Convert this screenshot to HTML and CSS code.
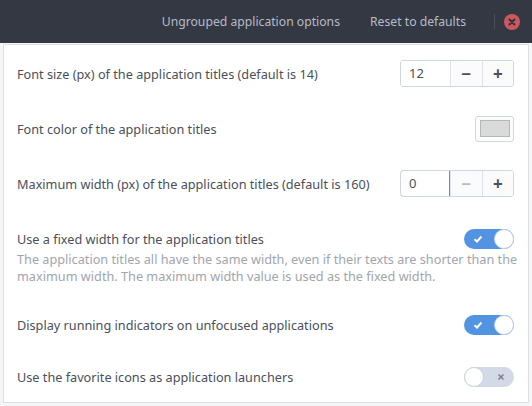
FILE: index.html
```html
<!DOCTYPE html>
<html lang="en">
<head>
    <meta charset="UTF-8">
    <title>Ungrouped application options</title>
    <link rel="stylesheet" href="styles.css">
</head>
<body>
    <div class="window">
        <header class="headerbar">
            <button class="hb-button">Ungrouped application options</button>
            <button class="hb-button">Reset to defaults</button>
            <span class="hb-separator"></span>
            <span class="hb-close">
                <svg width="16" height="16" viewBox="0 0 16 16">
                    <circle cx="8" cy="8" r="8" fill="#cc575d"/>
                    <path d="M5.5 5.5 L10.5 10.5 M10.5 5.5 L5.5 10.5" stroke="#2f343f" stroke-width="2" stroke-linecap="round"/>
                </svg>
            </span>
        </header>

        <div class="content">
            <div class="frame">
                <div class="row">
                    <div class="line">
                        <span class="title">Font size (px) of the application titles (default is 14)</span>
                        <div class="spin">
                            <span class="spin-entry">12</span>
                            <span class="spin-btn">&minus;</span>
                            <span class="spin-btn">+</span>
                        </div>
                    </div>
                </div>

                <div class="row">
                    <div class="line">
                        <span class="title">Font color of the application titles</span>
                        <span class="color-btn"><span class="swatch"></span></span>
                    </div>
                </div>

                <div class="row">
                    <div class="line">
                        <span class="title">Maximum width (px) of the application titles (default is 160)</span>
                        <div class="spin">
                            <span class="spin-entry focused">0</span>
                            <span class="spin-btn disabled">&minus;</span>
                            <span class="spin-btn">+</span>
                        </div>
                    </div>
                </div>

                <div class="row switch-row">
                    <div class="line">
                        <span class="title">Use a fixed width for the application titles</span>
                        <span class="switch on">
                            <svg class="check" width="10" height="8" viewBox="0 0 10 8">
                                <path d="M1.5 4.2 L4 6.5 L8.5 1.5" fill="none" stroke="#fff" stroke-width="2"/>
                            </svg>
                            <span class="knob"></span>
                        </span>
                    </div>
                    <p class="desc">The application titles all have the same width, even if their texts are shorter than the maximum width. The maximum width value is used as the fixed width.</p>
                </div>

                <div class="row switch-row">
                    <div class="line">
                        <span class="title">Display running indicators on unfocused applications</span>
                        <span class="switch on">
                            <svg class="check" width="10" height="8" viewBox="0 0 10 8">
                                <path d="M1.5 4.2 L4 6.5 L8.5 1.5" fill="none" stroke="#fff" stroke-width="2"/>
                            </svg>
                            <span class="knob"></span>
                        </span>
                    </div>
                </div>

                <div class="row switch-row">
                    <div class="line">
                        <span class="title">Use the favorite icons as application launchers</span>
                        <span class="switch off">
                            <span class="knob"></span>
                            <svg class="cross" width="8" height="8" viewBox="0 0 8 8">
                                <path d="M1.5 1.5 L6.5 6.5 M6.5 1.5 L1.5 6.5" stroke="#7c8394" stroke-width="1.6"/>
                            </svg>
                        </span>
                    </div>
                </div>
            </div>
        </div>
    </div>
</body>
</html>
```

FILE: styles.css
```css
body {
    margin: 0;
    padding: 0;
    font-family: "Noto Sans", "Open Sans", sans-serif;
    font-size: 12.7px;
    color: #4b4f59;
    background-color: #f5f6f7;
}
.window {
    width: 532px;
    height: 406px;
    overflow: hidden;
}
.headerbar {
    height: 43px;
    display: flex;
    align-items: center;
    justify-content: flex-end;
    padding-right: 12px;
    box-sizing: border-box;
    background-color: #343843;
}
.hb-button {
    font-family: inherit;
    font-size: 12.2px;
    color: #b6bcc8;
    background: none;
    border: none;
    padding: 6px 12px;
    margin-left: 6px;
}
.hb-separator {
    width: 1px;
    height: 15px;
    background-color: #4a4f5c;
    margin: 0 9px 0 16px;
}
.hb-close {
    display: flex;
}
.content {
    padding: 1px 3px 3px;
}
.frame {
    background-color: #fff;
    border: 1px solid #dcdfe3;
    padding-top: 1px;
    height: 356px;
}
.row {
    padding: 14px 14px 14px 13px;
}
.row.switch-row {
    padding: 16px 14px 12px 13px;
}
.line {
    display: flex;
    align-items: center;
    justify-content: space-between;
    min-height: 27px;
}
.switch-row .line {
    min-height: 24px;
}
.spin {
    display: flex;
    width: 114px;
    height: 27px;
    box-sizing: border-box;
    border: 1px solid #cfd6e6;
    border-radius: 3px;
    overflow: hidden;
}
.spin-entry {
    width: 49px;
    box-sizing: border-box;
    padding-left: 8px;
    line-height: 25px;
    font-size: 13px;
    background-color: #fff;
    color: #4b4f59;
}
.spin-entry.focused {
    border: 1px solid #5294e2;
    border-radius: 3px 0 0 3px;
    margin: -1px 0 -1px -1px;
    width: 50px;
    line-height: 25px;
    padding-left: 8px;
}
.spin-btn {
    flex: 1;
    text-align: center;
    line-height: 25px;
    font-size: 17px;
    font-weight: bold;
    color: #4b4f59;
    background-color: #fbfbfc;
    border-left: 1px solid #dde2ec;
}
.spin-btn.disabled {
    color: #b8bcc4;
    background-color: #fafbfc;
}
.color-btn {
    display: flex;
    align-items: center;
    justify-content: center;
    width: 39px;
    height: 26px;
    box-sizing: border-box;
    border: 1px solid #cfd6e6;
    border-radius: 3px;
    background-color: #fcfcfd;
}
.swatch {
    width: 28px;
    height: 15px;
    background-color: #dadada;
    border: 1px solid #b6b6b6;
}
.switch {
    position: relative;
    display: flex;
    align-items: center;
    width: 50px;
    height: 20px;
    border-radius: 10px;
    box-sizing: border-box;
}
.switch.on {
    background-color: #5294e2;
    justify-content: space-between;
}
.switch.off {
    background-color: #d3d9e6;
    justify-content: space-between;
}
.knob {
    width: 20px;
    height: 20px;
    box-sizing: border-box;
    border-radius: 50%;
    background-color: #fff;
    border: 1px solid #c6d2e6;
}
.check {
    margin-left: 9px;
}
.cross {
    margin-right: 9px;
}
.desc {
    margin: 0 -10px 0 0;
    line-height: 17px;
    color: #a1a5ad;
}
```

________________

* Stated task: Would you set down the listing exactly, omitting pictures?

* Task response:
Convert this screenshot to HTML and CSS code.
FILE: index.html
```html
<!DOCTYPE html>
<html lang="en">
<head>
    <meta charset="UTF-8">
    <title>Ungrouped application options</title>
    <link rel="stylesheet" href="styles.css">
</head>
<body>
    <div class="window">
        <header class="headerbar">
            <button class="hb-button">Ungrouped application options</button>
            <button class="hb-button">Reset to defaults</button>
            <span class="hb-separator"></span>
            <span class="hb-close">
                <svg width="16" height="16" viewBox="0 0 16 16">
                    <circle cx="8" cy="8" r="8" fill="#cc575d"/>
                    <path d="M5.5 5.5 L10.5 10.5 M10.5 5.5 L5.5 10.5" stroke="#2f343f" stroke-width="2" stroke-linecap="round"/>
                </svg>
            </span>
        </header>

        <div class="content">
            <div class="frame">
                <div class="row">
                    <div class="line">
                        <span class="title">Font size (px) of the application titles (default is 14)</span>
                        <div class="spin">
                            <span class="spin-entry">12</span>
                            <span class="spin-btn">&minus;</span>
                            <span class="spin-btn">+</span>
                        </div>
                    </div>
                </div>

                <div class="row">
                    <div class="line">
                        <span class="title">Font color of the application titles</span>
                        <span class="color-btn"><span class="swatch"></span></span>
                    </div>
                </div>

                <div class="row">
                    <div class="line">
                        <span class="title">Maximum width (px) of the application titles (default is 160)</span>
                        <div class="spin">
                            <span class="spin-entry focused">0</span>
                            <span class="spin-btn disabled">&minus;</span>
                            <span class="spin-btn">+</span>
                        </div>
                    </div>
                </div>

                <div class="row switch-row">
                    <div class="line">
                        <span class="title">Use a fixed width for the application titles</span>
                        <span class="switch on">
                            <svg class="check" width="10" height="8" viewBox="0 0 10 8">
                                <path d="M1.5 4.2 L4 6.5 L8.5 1.5" fill="none" stroke="#fff" stroke-width="2"/>
                            </svg>
                            <span class="knob"></span>
                        </span>
                    </div>
                    <p class="desc">The application titles all have the same width, even if their texts are shorter than the maximum width. The maximum width value is used as the fixed width.</p>
                </div>

                <div class="row switch-row">
                    <div class="line">
                        <span class="title">Display running indicators on unfocused applications</span>
                        <span class="switch on">
                            <svg class="check" width="10" height="8" viewBox="0 0 10 8">
                                <path d="M1.5 4.2 L4 6.5 L8.5 1.5" fill="none" stroke="#fff" stroke-width="2"/>
                            </svg>
                            <span class="knob"></span>
                        </span>
                    </div>
                </div>

                <div class="row switch-row">
                    <div class="line">
                        <span class="title">Use the favorite icons as application launchers</span>
                        <span class="switch off">
                            <span class="knob"></span>
                            <svg class="cross" width="8" height="8" viewBox="0 0 8 8">
                                <path d="M1.5 1.5 L6.5 6.5 M6.5 1.5 L1.5 6.5" stroke="#7c8394" stroke-width="1.6"/>
                            </svg>
                        </span>
                    </div>
                </div>
            </div>
        </div>
    </div>
</body>
</html>
```

FILE: styles.css
```css
body {
    margin: 0;
    padding: 0;
    font-family: "Noto Sans", "Open Sans", sans-serif;
    font-size: 12.7px;
    color: #4b4f59;
    background-color: #f5f6f7;
}
.window {
    width: 532px;
    height: 406px;
    overflow: hidden;
}
.headerbar {
    height: 43px;
    display: flex;
    align-items: center;
    justify-content: flex-end;
    padding-right: 12px;
    box-sizing: border-box;
    background-color: #343843;
}
.hb-button {
    font-family: inherit;
    font-size: 12.2px;
    color: #b6bcc8;
    background: none;
    border: none;
    padding: 6px 12px;
    margin-left: 6px;
}
.hb-separator {
    width: 1px;
    height: 15px;
    background-color: #4a4f5c;
    margin: 0 9px 0 16px;
}
.hb-close {
    display: flex;
}
.content {
    padding: 1px 3px 3px;
}
.frame {
    background-color: #fff;
    border: 1px solid #dcdfe3;
    padding-top: 1px;
    height: 356px;
}
.row {
    padding: 14px 14px 14px 13px;
}
.row.switch-row {
    padding: 16px 14px 12px 13px;
}
.line {
    display: flex;
    align-items: center;
    justify-content: space-between;
    min-height: 27px;
}
.switch-row .line {
    min-height: 24px;
}
.spin {
    display: flex;
    width: 114px;
    height: 27px;
    box-sizing: border-box;
    border: 1px solid #cfd6e6;
    border-radius: 3px;
    overflow: hidden;
}
.spin-entry {
    width: 49px;
    box-sizing: border-box;
    padding-left: 8px;
    line-height: 25px;
    font-size: 13px;
    background-color: #fff;
    color: #4b4f59;
}
.spin-entry.focused {
    border: 1px solid #5294e2;
    border-radius: 3px 0 0 3px;
    margin: -1px 0 -1px -1px;
    width: 50px;
    line-height: 25px;
    padding-left: 8px;
}
.spin-btn {
    flex: 1;
    text-align: center;
    line-height: 25px;
    font-size: 17px;
    font-weight: bold;
    color: #4b4f59;
    background-color: #fbfbfc;
    border-left: 1px solid #dde2ec;
}
.spin-btn.disabled {
    color: #b8bcc4;
    background-color: #fafbfc;
}
.color-btn {
    display: flex;
    align-items: center;
    justify-content: center;
    width: 39px;
    height: 26px;
    box-sizing: border-box;
    border: 1px solid #cfd6e6;
    border-radius: 3px;
    background-color: #fcfcfd;
}
.swatch {
    width: 28px;
    height: 15px;
    background-color: #dadada;
    border: 1px solid #b6b6b6;
}
.switch {
    position: relative;
    display: flex;
    align-items: center;
    width: 50px;
    height: 20px;
    border-radius: 10px;
    box-sizing: border-box;
}
.switch.on {
    background-color: #5294e2;
    justify-content: space-between;
}
.switch.off {
    background-color: #d3d9e6;
    justify-content: space-between;
}
.knob {
    width: 20px;
    height: 20px;
    box-sizing: border-box;
    border-radius: 50%;
    background-color: #fff;
    border: 1px solid #c6d2e6;
}
.check {
    margin-left: 9px;
}
.cross {
    margin-right: 9px;
}
.desc {
    margin: 0 -10px 0 0;
    line-height: 17px;
    color: #a1a5ad;
}
```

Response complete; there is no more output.